Es ging mit den beiden, mit Kalle und mit Käck zu Ende. Grau und etwas steifbeinig waren sie beide. »Was heißt das, Käck? Du sitzest ja so schwerfällig auf?« hatte der Rittmeister schon im vorigen Jahre gesagt. Als er beim letzten Manöver als Ordonnanz ritt, lachte der Fahnjunker und fragte: »Ist das Käck oder Kalle, der anfängt, alt zu werden?«
Der alte Husar schwieg, biß sich stolz in seinen grauen Schnurrbart und sah auf die blaugelbe Fahne. Bald würde auch sie, die ihn einst unter ihren Schutz genommen hatte, ihn von sich stoßen, weil er zu alt war, um ihr mit Ehren zu dienen. Er sah auf seinen blau-gelben Dolman, bald würde er kräftigere und jüngere Glieder umschließen, die ein blitzschnelles »Aufgesessen!« befolgen konnten und nicht bei einem gestreckten Galopp zitterten.
Der Tag der Generalmusterung kam. Steif und geputzt wie immer erhielt Käck seinen Abschied und die Verdienstmedaille, blickte starr vor sich nieder auf Kalle's Mähne und fühlte seine Augenlider zucken, als der General ihm einige freundliche Worte sagte. Ihm, dem alten Husaren, der brav gedient und »blank« im Strafbuche hatte.
Als man in's Lager zurückgeritten war, kam der Gastwirt, der Kalle gekauft hatte, und schrie: »Her mit dem Gaul!« Da brach es los, und nachdem er dem alten Kameraden zum Abschied leise über die Lenden gestrichen hatte, ging Käck auf's Feld hinaus und weinte wie ein Kind und große Tropfen fielen auf seinen Dolman, den blau-gelben.

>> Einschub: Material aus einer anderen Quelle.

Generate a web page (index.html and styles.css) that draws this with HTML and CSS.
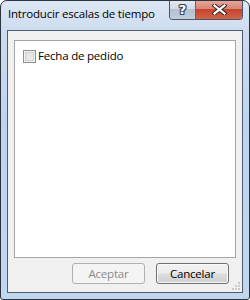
FILE: index.html
```html
<!DOCTYPE html>
<html lang="es">
<head>
<meta charset="utf-8">
<title>Introducir escalas de tiempo</title>
<link rel="stylesheet" href="styles.css">
</head>
<body>
<div class="window">
  <div class="titlebar">
    <div class="title">Introducir escalas de tiempo</div>
    <div class="caption-buttons">
      <div class="cbtn help"><span class="glyph">?</span></div>
      <div class="cbtn close">
        <svg width="15" height="11" viewBox="0 0 15 11">
          <path d="M2.5 1.5 L12.5 9.5 M12.5 1.5 L2.5 9.5" stroke="#3b2a28" stroke-width="4.2" stroke-linecap="square" fill="none"/>
          <path d="M2.5 1.5 L12.5 9.5 M12.5 1.5 L2.5 9.5" stroke="#ffffff" stroke-width="2.2" stroke-linecap="square" fill="none"/>
        </svg>
      </div>
    </div>
  </div>
  <div class="client">
    <div class="listbox">
      <label class="item"><span class="check"></span><span class="label">Fecha de pedido</span></label>
    </div>
    <div class="buttons">
      <button class="btn disabled" disabled>Aceptar</button>
      <button class="btn">Cancelar</button>
    </div>
    <svg class="grip" width="9" height="9" viewBox="0 0 9 9">
      <rect x="6" y="0" width="2" height="2" fill="#c9c9c9"/>
      <rect x="3" y="3" width="2" height="2" fill="#c9c9c9"/>
      <rect x="6" y="3" width="2" height="2" fill="#c9c9c9"/>
      <rect x="0" y="6" width="2" height="2" fill="#c9c9c9"/>
      <rect x="3" y="6" width="2" height="2" fill="#c9c9c9"/>
      <rect x="6" y="6" width="2" height="2" fill="#c9c9c9"/>
    </svg>
  </div>
</div>
</body>
</html>
```
FILE: styles.css
```css
* { box-sizing: border-box; }
html, body { margin: 0; padding: 0; background: #ffffff; }
body { width: 250px; height: 300px; font-family: "Open Sans", "Noto Sans", "DejaVu Sans", sans-serif; font-size: 11.5px; letter-spacing: -0.2px; color: #000; }

.window {
  width: 250px;
  height: 300px;
  border: 1px solid #2b3340;
  border-radius: 7px 7px 3px 3px;
  background: linear-gradient(#dce7f4 0px, #cddcef 30px, #bfd4ec 120px, #c2d6ed 300px);
  display: flex;
  flex-direction: column;
  overflow: hidden;
}

.titlebar {
  height: 29px;
  display: flex;
  align-items: flex-start;
  padding-left: 7px;
  padding-right: 6px;
}
.title {
  flex: 1;
  padding-top: 5px;
  font-size: 11.5px;
  line-height: 16px;
  color: #000;
  white-space: nowrap;
}
.caption-buttons {
  display: flex;
  height: 20px;
  margin-top: -1px;
  border: 1px solid #4a5666;
  border-top: none;
  border-radius: 0 0 4px 4px;
  overflow: hidden;
}
.cbtn {
  height: 19px;
  display: flex;
  align-items: center;
  justify-content: center;
}
.help {
  width: 26px;
  background: linear-gradient(#e3e9f0 0%, #d3dbe5 45%, #b4c1d0 50%, #c2cdd9 100%);
  border-right: 1px solid #5c6675;
}
.help .glyph {
  font-family: "DejaVu Sans", sans-serif;
  font-weight: bold;
  font-size: 13px;
  letter-spacing: 0;
  color: #ffffff;
  line-height: 13px;
  text-shadow: 1px 0 0 #3d4654, -1px 0 0 #3d4654, 0 1px 0 #3d4654, 0 -1px 0 #3d4654, 1px 1px 0 #3d4654, -1px -1px 0 #3d4654, 1px -1px 0 #3d4654, -1px 1px 0 #3d4654;
}
.close {
  width: 46px;
  background: linear-gradient(#e9a99b 0%, #d98674 45%, #c5452e 50%, #d5624c 100%);
}

.client {
  flex: 1;
  margin: 0 6px 6px 6px;
  border: 1px solid #4d5d71;
  background: #f0f0f0;
  padding: 9px 6px 8px 6px;
  display: flex;
  flex-direction: column;
  position: relative;
}

.listbox {
  height: 218px;
  border: 1px solid #a5a5a5;
  background: #ffffff;
  padding: 9px 0 0 8px;
}
.item {
  display: flex;
  align-items: center;
  height: 13px;
}
.check {
  width: 13px;
  height: 13px;
  border: 1px solid #8f8f8f;
  background: linear-gradient(135deg, #dcdcdc 0%, #f2f2f2 100%);
  box-shadow: inset 0 0 0 1px #f4f4f4, inset 0 0 0 2px #cfcfcf;
}
.label {
  margin-left: 2px;
  font-size: 11.5px;
  line-height: 13px;
  white-space: nowrap;
  position: relative;
  top: -1px;
}

.buttons {
  margin-top: 5px;
  height: 21px;
  display: flex;
  justify-content: flex-end;
  gap: 11px;
  padding-right: 7px;
}
.btn {
  width: 73px;
  height: 21px;
  font-family: "Open Sans", "Noto Sans", "DejaVu Sans", sans-serif;
  font-size: 11.5px;
  letter-spacing: -0.2px;
  line-height: 17px;
  padding: 0;
  border: 1px solid #707070;
  border-radius: 3px;
  color: #000;
  background: linear-gradient(#f2f2f2 0%, #ebebeb 48%, #dddddd 52%, #cfcfcf 100%);
  box-shadow: inset 0 0 0 1px #fbfbfb;
}
.btn.disabled {
  border-color: #adb2b5;
  background: #f4f4f4;
  color: #8b8b8b;
  box-shadow: none;
}

.grip {
  position: absolute;
  right: 1px;
  bottom: 1px;
}
```
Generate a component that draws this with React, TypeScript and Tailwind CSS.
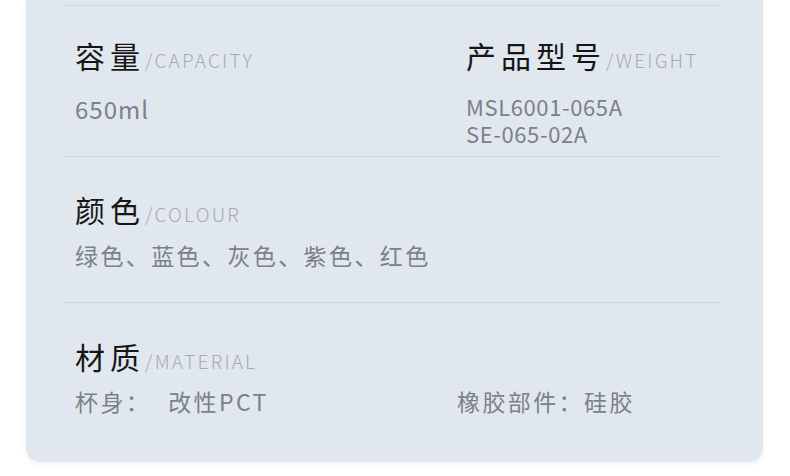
const font = { fontFamily: '"Noto Sans CJK SC", "Noto Sans", sans-serif' };

const Heading = ({ zh, en, spacing }: { zh: string; en: string; spacing: string }) => (
  <div className="flex items-baseline h-[40px]">
    <span className={`text-[30px] leading-[40px] text-[#161616] ${spacing}`}>{zh}</span>
    <span className="text-[19px] leading-[40px] font-light tracking-[2.2px] text-[#a7abb1]">/{en}</span>
  </div>
);

export default function App() {
  return (
    <div className="w-[790px] h-[476px] bg-white overflow-hidden" style={font}>
      <div className="ml-[26px] w-[737px] h-[462px] bg-[#e1e7ef] rounded-b-[14px] shadow-[0_2px_6px_rgba(0,0,0,0.06)] pt-[5px] pl-[38px] pr-[43px]">
        {/* capacity / model */}
        <section className="border-t border-[#cfd5de] h-[151px] pt-[29px] pl-[11px] flex">
          <div className="w-[391px]">
            <Heading zh="容量" en="CAPACITY" spacing="tracking-[5px]" />
            <div className="mt-[20px] text-[24px] leading-[28px] tracking-[1px] text-[#7c8088]">650ml</div>
          </div>
          <div>
            <Heading zh="产品型号" en="WEIGHT" spacing="tracking-[5px]" />
            <div className="mt-[18px] text-[22px] leading-[27px] tracking-[0.6px] text-[#7c8088]">
              <div>MSL6001-065A</div>
              <div>SE-065-02A</div>
            </div>
          </div>
        </section>

        {/* colour */}
        <section className="border-t border-[#cfd5de] h-[146px] pt-[32px] pl-[11px]">
          <Heading zh="颜色" en="COLOUR" spacing="tracking-[5px]" />
          <div className="mt-[11px] text-[23px] leading-[30px] tracking-[2.4px] text-[#7c8088]">
            绿色、蓝色、灰色、紫色、红色
          </div>
        </section>

        {/* material */}
        <section className="border-t border-[#cfd5de] pt-[33px] pl-[11px]">
          <Heading zh="材质" en="MATERIAL" spacing="tracking-[5px]" />
          <div className="mt-[10px] flex text-[23px] leading-[30px] tracking-[2.4px] text-[#7c8088]">
            <div className="w-[382px] flex">
              <span>杯身：</span>
              <span className="ml-[17px]">改性PCT</span>
            </div>
            <span>橡胶部件：硅胶</span>
          </div>
        </section>
      </div>
    </div>
  );
}
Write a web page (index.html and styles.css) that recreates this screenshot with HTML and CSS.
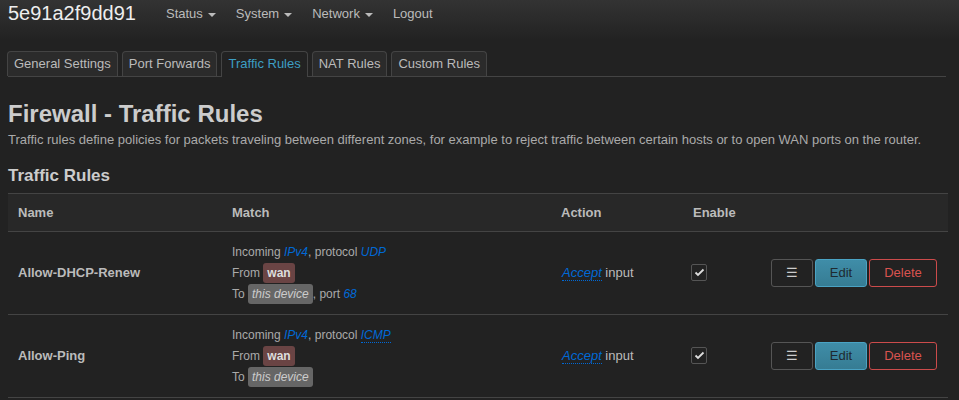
FILE: index.html
```html
<!DOCTYPE html>
<html>
<head>
<meta charset="utf-8">
<link rel="stylesheet" href="styles.css">
</head>
<body>
<header class="topbar">
  <span class="brand">5e91a2f9dd91</span>
  <nav class="nav">
    <a class="nav-item dd">Status</a>
    <a class="nav-item dd">System</a>
    <a class="nav-item dd">Network</a>
    <a class="nav-item">Logout</a>
  </nav>
</header>
<main class="main">
  <ul class="tabs">
    <li class="tab">General Settings</li>
    <li class="tab">Port Forwards</li>
    <li class="tab active">Traffic Rules</li>
    <li class="tab">NAT Rules</li>
    <li class="tab">Custom Rules</li>
  </ul>
  <h2 class="title">Firewall - Traffic Rules</h2>
  <p class="desc">Traffic rules define policies for packets traveling between different zones, for example to reject traffic between certain hosts or to open WAN ports on the router.</p>
  <h3 class="subtitle">Traffic Rules</h3>
  <div class="table">
    <div class="tr th">
      <div class="c c-name">Name</div>
      <div class="c c-match">Match</div>
      <div class="c c-action">Action</div>
      <div class="c c-enable">Enable</div>
      <div class="c c-btns"></div>
    </div>
    <div class="tr">
      <div class="c c-name name">Allow-DHCP-Renew</div>
      <div class="c c-match match">
        <div>Incoming <i class="lnk">IPv4</i>, protocol <i class="lnk">UDP</i></div>
        <div>From <span class="zone">wan</span></div>
        <div>To <span class="dev">this device</span>, port <i class="lnk">68</i></div>
      </div>
      <div class="c c-action"><i class="lnk dot">Accept</i> input</div>
      <div class="c c-enable"><span class="cb"><svg width="11" height="9" viewBox="0 0 11 9"><path d="M1.5 4.5 L4 7 L9.5 1.5" fill="none" stroke="#ddd" stroke-width="1.8"/></svg></span></div>
      <div class="c c-btns"><span class="btn menu">&#9776;</span><span class="btn edit">Edit</span><span class="btn del">Delete</span></div>
    </div>
    <div class="tr">
      <div class="c c-name name">Allow-Ping</div>
      <div class="c c-match match">
        <div>Incoming <i class="lnk">IPv4</i>, protocol <i class="lnk dot">ICMP</i></div>
        <div>From <span class="zone">wan</span></div>
        <div>To <span class="dev">this device</span></div>
      </div>
      <div class="c c-action"><i class="lnk dot">Accept</i> input</div>
      <div class="c c-enable"><span class="cb"><svg width="11" height="9" viewBox="0 0 11 9"><path d="M1.5 4.5 L4 7 L9.5 1.5" fill="none" stroke="#ddd" stroke-width="1.8"/></svg></span></div>
      <div class="c c-btns"><span class="btn menu">&#9776;</span><span class="btn edit">Edit</span><span class="btn del">Delete</span></div>
    </div>
  </div>
</main>
</body>
</html>
```
FILE: styles.css
```css
* { box-sizing: border-box; }
html, body { margin: 0; padding: 0; }
body {
  background: #222;
  color: #bbb;
  font-family: "Liberation Sans", Arial, sans-serif;
  font-size: 13px;
  line-height: 18px;
}
.topbar {
  height: 40px;
  background: linear-gradient(#333, #222);
  display: flex;
  align-items: center;
  padding: 0 8px;
}
.brand {
  font-size: 20px;
  color: #eee;
  width: 148px;
  margin-top: -14px;
}
.nav {
  display: flex;
  margin-top: -12px;
}
.nav-item {
  color: #bbb;
  font-size: 13px;
  padding: 0 10px;
}
.nav-item.dd::after {
  content: "";
  display: inline-block;
  margin-left: 5px;
  vertical-align: middle;
  border-left: 4px solid transparent;
  border-right: 4px solid transparent;
  border-top: 4px solid #bbb;
}
.main { padding: 0 8px; }
.tabs {
  list-style: none;
  margin: 11px 5px 0 0;
  padding: 0;
  display: flex;
  gap: 5px;
  border-bottom: 1px solid #444;
}
.tab {
  height: 25px;
  padding: 0 6px;
  line-height: 24px;
  border: 1px solid #444;
  border-bottom: none;
  border-radius: 4px 4px 0 0;
  background: #2b2b2b;
  color: #bbb;
  margin-bottom: -1px;
  margin-left: -1px;
}
.tab.active {
  background: #222;
  color: #3d9ec4;
  height: 26px;
}
.title {
  font-size: 24px;
  font-weight: bold;
  color: #ccc;
  margin: 22px 0 0;
  line-height: 30px;
}
.desc {
  margin: 2px 0 0;
  color: #aaa;
  line-height: 18px;
}
.subtitle {
  font-size: 17px;
  font-weight: bold;
  color: #ccc;
  margin: 16px 0 0;
  line-height: 22px;
}
.table {
  margin-top: 6px;
  width: 940px;
  border-top: 1px solid #444;
}
.tr {
  display: flex;
  align-items: center;
  border-bottom: 1px solid #444;
  min-height: 83px;
}
.tr.th {
  min-height: 38px;
  background: #282828;
  font-weight: bold;
  color: #bbb;
}
.c { padding: 0 10px; }
.c-name { width: 214px; }
.c-match { width: 329px; }
.c-action { width: 132px; }
.c-enable { width: 78px; }
.c-btns {
  flex: 1;
  display: flex;
  justify-content: flex-end;
  gap: 2px;
  padding-right: 11px;
}
.name { font-weight: bold; color: #bbb; }
.match { font-size: 12px; line-height: 21px; color: #aaa; }
.match > div { height: 21px; }
.lnk { color: #0069d6; font-style: italic; }
.lnk.dot { border-bottom: 1px dotted #0069d6; }
.c-action { color: #bbb; }
.c-action .lnk { margin-left: 1px; }
.zone, .dev {
  display: inline-block;
  line-height: 20px;
  padding: 0 4px;
  border-radius: 3px;
}
.zone { background: #6a4444; color: #ddd; font-weight: bold; }
.dev { background: #666; color: #ccc; font-style: italic; }
.cb {
  display: inline-flex;
  align-items: center;
  justify-content: center;
  width: 16px;
  height: 17px;
  border: 1px solid #555;
  border-radius: 2px;
  background: #222;
  margin-left: -2px;
  margin-top: -5px;
}
.btn {
  display: inline-flex;
  align-items: center;
  justify-content: center;
  height: 28px;
  border-radius: 3px;
  border: 1px solid #555;
  font-size: 13px;
}
.menu { width: 42px; color: #ccc; background: #222; }
.edit { width: 52px; background: linear-gradient(#3f8da8, #367c93); border-color: #4aa3c4; color: #1e2a30; }
.del { width: 68px; border-color: #cc4b4b; color: #d9534f; background: #222; }
```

Froher, junger Husar! Wenn das Regiment auf dem Marsche ist, wenn die Fahne weht und die Hörner an der Spitze schmettern, wenn die jungen Pferde den Birkenhainen »guten Morgen« zuschnaufen, wenn die Muskeln sich anspannen und die Brust sich mit jener kecken, übermütigen Freude erfüllt, die ein richtiger Mann sonst nur empfindet, wenn er ein geliebtes Weib sein nennt, ein schaukelndes Deck unter seinen Füßen fühlt, ein blankes Schwert schwingt oder einen tüchtigen Gaul zwischen den Beinen hat – dann sieh auch einmal nach der Seite des Weges hin, und dann wirst du vielleicht eine gefurchte Wange, einen weißen Schnurrbart über dem Holzzaun erblicken und zwei alte schwache Augen deinem stolzen Ritte folgen sehen.
Das ist der alte Husar. Er liebt es, mit seinen trüben Augen seiner alten Schwadron bis zur nächsten Wegkrümmung zu folgen, vielleicht zum letzten Male, und mit bebenden Lippen murmelt er ein Lebewohl für Schwedens stolze Fahne ... die blau-gelbe.